Kita lihat pemerintah yang semestinya penjaga, malah bertindak seperti pagar makan tanaman, sehingga APBN dan APBD bocor dikorupsi. Seperti dalam kasus skandal di Kemenakertrans serta di BUMN dan BUMD. Seharusnya mereka menjaganya tetapi malah membocorinya. Juga adanya komersialisasi kebijakan pemerintah seperti dalam bentuk PP, sehingga bisa dijadikan uang dengan melobby para pengusaha. Ada juga komersialisasi dalam penegakan hukum, bahkan revisinya bisa dikomersialkan. Seharusnya hukuman bagi koruptor adalah dipotong tangannya, bukannya dipotong hukumannya. Juga komersialisasi dalam penerimaan PNS dan pelayanan publik dimana semuanya harus memakai uang. Juga komersialisasi dalam kewenangan yang dimiliki pemerintah dimana yang diberi ijin harus membayar sejumlah uang. Kalau pemerintah sudah menjadi pagar makan tanaman, maka ada indikasi negara gagal atau bangkrut, karena digerogoti sendiri oleh penjaganya. Pemerintah yang seharusnya menjadi asset justru menjadi beban. Maka sekarang pemerintah sudah tidak memiliki dana pembangunan, dimana bagian untuk rakyat justru dihabiskan untuk membayar birokrasi dan belanja rutin sehingga terancam bangkrut. APBN digunakan untuk membayar cicilan utang beserta bunganya, padahal itu proyeknya siapa. Jadi APBN dan APBD justru digerogoti oleh pemerintah sendiri dan semua kewenangan dan perijinan dikomersilkan, sehingga membangun jalan saja pemerintah sudah tidak mampu tetapi selalu mencari kambing hitam, bak muka buruk cermin dibelah.     

Tampaknya perekonomian Indonesia masih dikendalikan Mafia Berkeley seperti era Orba lalu, dimana Sri Mulyani menjadi murid Widjojo Nitisastro. Bagaimana komentar anda ?

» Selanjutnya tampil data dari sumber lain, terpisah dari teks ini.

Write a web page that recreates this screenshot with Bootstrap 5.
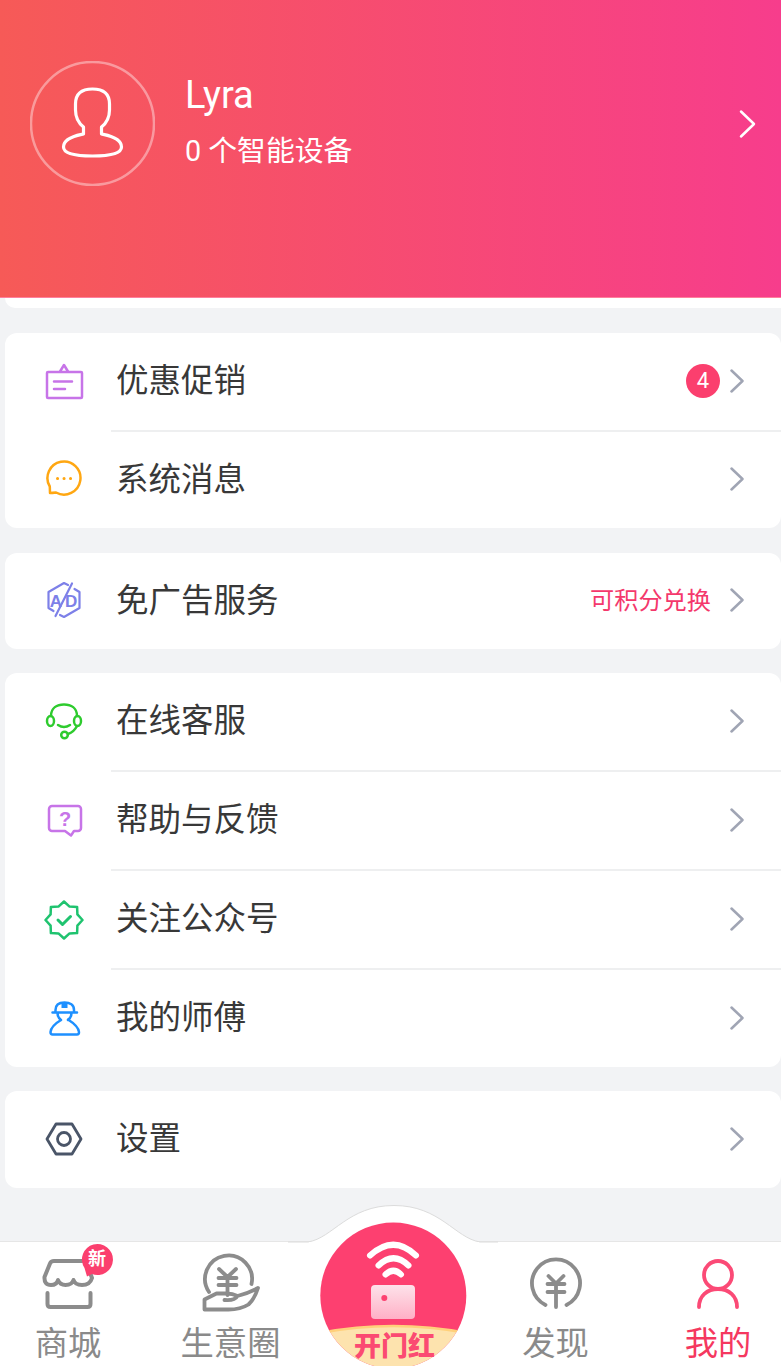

Saya kira masih, sehingga ganti Presiden tidak mengganti rezim ekonominya. Utang luar negeri terus membesar dan itu merupakan kekuatan mereka. Sejak dulu Indonesia selalu dijadikan negara pengutang dan itu menjadi modal kekuatan mereka untuk terus mengendalikan negara ini.